Aakash Gupta@aakashgupta
Let me explain exactly why your phone seems to read your thoughts, because the real answer is more invasive than telepathy.
Every time you open a website or app, a real-time bidding auction fires in under 100 milliseconds. Your GPS coordinates, browsing history, device fingerprint, age, gender, income bracket, and hundreds of inferred interest categories get packaged into a “bid request” and broadcast to hundreds of companies simultaneously. One company wins the ad slot. All of them keep the data.
This happens thousands of times per day per person. A 2018 New York Times investigation found 75 companies pulling precise location data from apps, with some users tracked up to 14,000 times in 24 hours.
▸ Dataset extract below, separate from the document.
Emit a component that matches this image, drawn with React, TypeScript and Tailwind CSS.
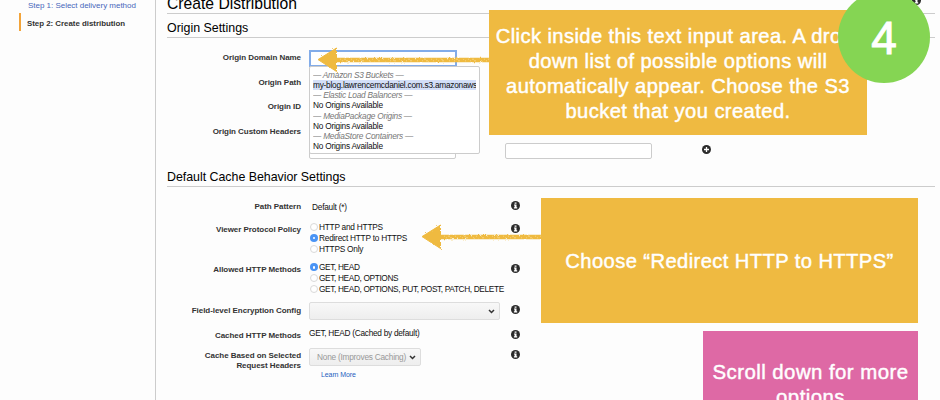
import type { ReactNode } from "react";

function InfoIcon() {
  return (
    <svg className="block h-[9px] w-[9px] shrink-0" viewBox="0 0 18 18" aria-hidden="true">
      <circle cx="9" cy="9" r="9" fill="#2b2b2b" />
      <path d="M7.2 2.8h3.8v2.8H7.2zM6 7h5v5.6h1.4v2.2H5.8v-2.2h1.4V9.2H6z" fill="#fff" />
    </svg>
  );
}

function PlusIcon() {
  return (
    <svg className="block h-[9px] w-[9px] shrink-0" viewBox="0 0 18 18" aria-hidden="true">
      <circle cx="9" cy="9" r="9" fill="#2b2b2b" />
      <path d="M9 4v10M4 9h10" stroke="#fff" strokeWidth="2.6" />
    </svg>
  );
}

function Chevron() {
  return (
    <svg className="block h-[5px] w-[7px] shrink-0" viewBox="0 0 7 5" aria-hidden="true">
      <path d="M1 1l2.5 2.5L6 1" fill="none" stroke="#333" strokeWidth="1.5" />
    </svg>
  );
}

function Row({
  label,
  height,
  info = false,
  children,
}: {
  label: ReactNode;
  height: string;
  info?: boolean;
  children?: ReactNode;
}) {
  return (
    <div className={`flex items-start ${height}`}>
      <div className="w-[134px] shrink-0 pt-[0.5px] text-right text-[8px] font-bold leading-[10px] tracking-[-0.05px] text-[#333]">
        {label}
      </div>
      <div className="ml-2 w-[202px] shrink-0">{children}</div>
      {info && <InfoIcon />}
    </div>
  );
}

function Radio({ label, checked = false }: { label: string; checked?: boolean }) {
  return (
    <div className="flex h-[10.7px] items-center whitespace-nowrap">
      {checked ? (
        <span className="flex h-2 w-2 shrink-0 items-center justify-center rounded-full bg-[#4a94f5]">
          <span className="h-[2.5px] w-[2.5px] rounded-full bg-white" />
        </span>
      ) : (
        <span className="h-2 w-2 shrink-0 rounded-full border border-[#d9d9d9] bg-white" />
      )}
      <span className="ml-px">{label}</span>
    </div>
  );
}

function RoughArrow({ className, width }: { className: string; width: number }) {
  return (
    <svg className={className} width={width} height="28" viewBox={`0 0 ${width} 28`} aria-hidden="true">
      <filter id={`rough-${width}`} x="-5%" y="-10%" width="110%" height="120%">
        <feTurbulence type="fractalNoise" baseFrequency="0.45" numOctaves="2" seed="4" />
        <feDisplacementMap in="SourceGraphic" scale="2.5" />
      </filter>
      <g filter={`url(#rough-${width})`}>
        <path d={`M17 15H${width}`} stroke="#efba41" strokeWidth="4.4" />
        <path d="M2 14.6L20.5 3V26.5Z" fill="#efba41" stroke="#efba41" strokeLinejoin="round" />
        <path
          d={`M24 14.2H${width}M26 15.8H${width}`}
          stroke="#fff3d0"
          strokeWidth="0.6"
          strokeDasharray="1 3 2 5 1 4"
          opacity="0.7"
        />
      </g>
    </svg>
  );
}

const origins = [
  { group: "Amazon S3 Buckets", value: "my-blog.lawrencemcdaniel.com.s3.amazonaws.com", active: true },
  { group: "Elastic Load Balancers", value: "No Origins Available", active: false },
  { group: "MediaPackage Origins", value: "No Origins Available", active: false },
  { group: "MediaStore Containers", value: "No Origins Available", active: false },
];

export default function App() {
  return (
    <div className="relative flex h-[400px] w-[940px] overflow-hidden bg-[#fdfdfd] font-['Liberation_Sans',Arial,sans-serif] text-[8.3px] leading-[10px] tracking-[-0.24px] text-[#111]">
      <aside className="w-[156px] shrink-0 border-r border-[#ccc] pl-[19px]">
        <div className="h-[13px] pl-[9px] pt-px text-[8px] tracking-[-0.02px] text-[#4767bb]">
          Step 1: Select delivery method
        </div>
        <div className="flex h-[18px] items-center border-l-2 border-[#f3a43a] pl-[6px] pt-[3px] text-[7.9px] font-bold tracking-[-0.02px] text-[#333]">
          Step 2: Create distribution
        </div>
      </aside>

      <main className="w-[779px] shrink-0 pl-[11px]">
        <h1 className="flex h-[14px] items-end border-b border-[#ccc] text-[15.7px] leading-[18px] tracking-normal text-black">
          Create Distribution
        </h1>
        <h2 className="h-[24px] border-b border-[#ccc] pt-[5px] text-[12.4px] leading-[18px] tracking-normal text-black">
          Origin Settings
        </h2>

        <div className="pt-[14px]">
          <Row label="Origin Domain Name" height="h-[25px]">
            <div className="-mt-[2px] h-[17px] w-[148px] border-2 border-[#82ace9] bg-white" />
          </Row>
          <Row label="Origin Path" height="h-[24px]" />
          <Row label="Origin ID" height="h-[25px]" />
          <div className="flex h-[33px] items-start">
            <div className="w-[134px] shrink-0 pt-[0.5px] text-right text-[8px] font-bold tracking-[-0.05px] text-[#333]">
              Origin Custom Headers
            </div>
            <div className="ml-2 mt-[17px] flex items-center">
              <div className="h-4 w-[147px] rounded-[2px] border border-[#ccc] bg-white" />
              <div className="ml-[49px] h-4 w-[147px] rounded-[2px] border border-[#ccc] bg-white" />
              <div className="-mt-[3px] ml-[50px]">
                <PlusIcon />
              </div>
            </div>
          </div>
        </div>

        <h2 className="h-[28px] border-b border-[#ccc] pt-[9px] text-[12.4px] leading-[18px] tracking-[-0.02px] text-black">
          Default Cache Behavior Settings
        </h2>

        <div className="pt-[14px]">
          <Row label="Path Pattern" height="h-[23px]" info>
            <div className="pl-[3px] pt-px">Default (*)</div>
          </Row>
          <Row label="Viewer Protocol Policy" height="h-[40px]" info>
            <div className="-mt-[2px] pl-px">
              <Radio label="HTTP and HTTPS" />
              <Radio label="Redirect HTTP to HTTPS" checked />
              <Radio label="HTTPS Only" />
            </div>
          </Row>
          <Row label="Allowed HTTP Methods" height="h-[41px]" info>
            <div className="-mt-[2px] pl-px tracking-[-0.36px]">
              <Radio label="GET, HEAD" checked />
              <Radio label="GET, HEAD, OPTIONS" />
              <Radio label="GET, HEAD, OPTIONS, PUT, POST, PATCH, DELETE" />
            </div>
          </Row>
          <Row label="Field-level Encryption Config" height="h-[25px]" info>
            <div className="-mt-[3px] flex h-[18px] w-[191px] items-center justify-end rounded-[2px] border border-[#ddd] bg-gradient-to-b from-[#f8f8f8] to-[#eee] pr-[4px] pt-px">
              <Chevron />
            </div>
          </Row>
          <Row label="Cached HTTP Methods" height="h-[20px]" info>
            <div className="-mt-[2px] tracking-[-0.28px]">GET, HEAD (Cached by default)</div>
          </Row>
          <Row
            label={
              <>
                Cache Based on Selected
                <br />
                Request Headers
              </>
            }
            height="h-[50px]"
            info
          >
            <div className="-mt-[2px] flex h-[18px] w-[112px] items-center justify-between rounded-[2px] border border-[#ddd] bg-gradient-to-b from-[#f8f8f8] to-[#eee] pl-[7px] pr-[4px] text-[#999]">
              <span className="whitespace-nowrap">None (Improves Caching)</span>
              <Chevron />
            </div>
            <div className="pl-[12px] pt-[4px] text-[7px] tracking-[-0.1px] text-[#1f5fc0]">Learn More</div>
          </Row>
        </div>
      </main>

      <div className="absolute left-[309px] top-[66px] h-[88px] w-[171px] rounded-[2px] border border-[#ccc] bg-white px-[3px] pt-[3px]">
        {origins.map((origin) => (
          <div key={origin.group} className="h-[20.25px] overflow-hidden whitespace-nowrap leading-[10.1px]">
            <div className="italic text-[#777]">— {origin.group} —</div>
            <div className={origin.active ? "overflow-hidden bg-[#d3dff8]" : "overflow-hidden"}>{origin.value}</div>
          </div>
        ))}
      </div>

      <div className="absolute left-[912px] top-[-4px]">
        <InfoIcon />
      </div>

      <RoughArrow className="absolute left-[316px] top-[45px]" width={174} />
      <RoughArrow className="absolute left-[420px] top-[222px]" width={122} />

      <div className="absolute left-[489px] top-[10px] flex h-[125px] w-[378px] items-center justify-center whitespace-nowrap bg-[#efba41] pt-[2px] text-center text-[20.2px] leading-[25px] tracking-[0.4px] text-white [-webkit-text-stroke:0.45px_white]">
        <p>
          Click inside this text input area. A drop-
          <br />
          down list of possible options will
          <br />
          automatically appear. Choose the S3
          <br />
          bucket that you created.
        </p>
      </div>
      <div className="absolute left-[541px] top-[198px] flex h-[125px] w-[377px] items-center justify-center whitespace-nowrap bg-[#efba41] pt-[2px] text-[20.2px] leading-[25px] tracking-[0.4px] text-white [-webkit-text-stroke:0.45px_white]">
        Choose “Redirect HTTP to HTTPS”
      </div>
      <div className="absolute left-[703px] top-[331px] h-[125px] w-[215px] whitespace-nowrap bg-[#de69a5] pt-[29px] text-center text-[20.4px] leading-[25px] tracking-[0.45px] text-white [-webkit-text-stroke:0.45px_white]">
        Scroll down for more
        <br />
        options
      </div>
      <div className="absolute left-[838px] top-[-9px] flex h-[92px] w-[92px] items-center justify-center rounded-full bg-[#85d553] pt-[2px] text-[46px] text-white [-webkit-text-stroke:1px_white]">
        4
      </div>
    </div>
  );
}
In 2012, a Target statistician identified 25 products that, purchased in combination, could predict a customer was pregnant and estimate her due date. A teenager’s father discovered she was pregnant because Target sent baby coupons to the house before she told anyone. That was one retailer. Store receipts only. Fourteen years ago.
Now scale that. Your phone pings GPS while you sleep. Data brokers link your phone, laptop, and tablet through probabilistic matching of IP addresses, WiFi networks, and behavioral patterns without you ever logging in. The FTC caught two brokers in 2024 categorizing people by visits to reproductive health clinics, political protests, and religious services, then selling those profiles to law enforcement.
The algorithm doesn’t hear your thoughts. It compares your behavioral fingerprint against millions of similar profiles and predicts your next interest before you’re consciously aware of it. It makes hundreds of predictions per day. You ignore the misses. The five hits feel like telepathy.
You paid for the phone. You pay for the data plan. You generate the signal. And every time a page loads, your identity gets auctioned to the highest bidder before the content even renders.
They called it “personalized advertising” because “real-time mass surveillance funded by the people being surveilled” doesn’t fit on a consent banner.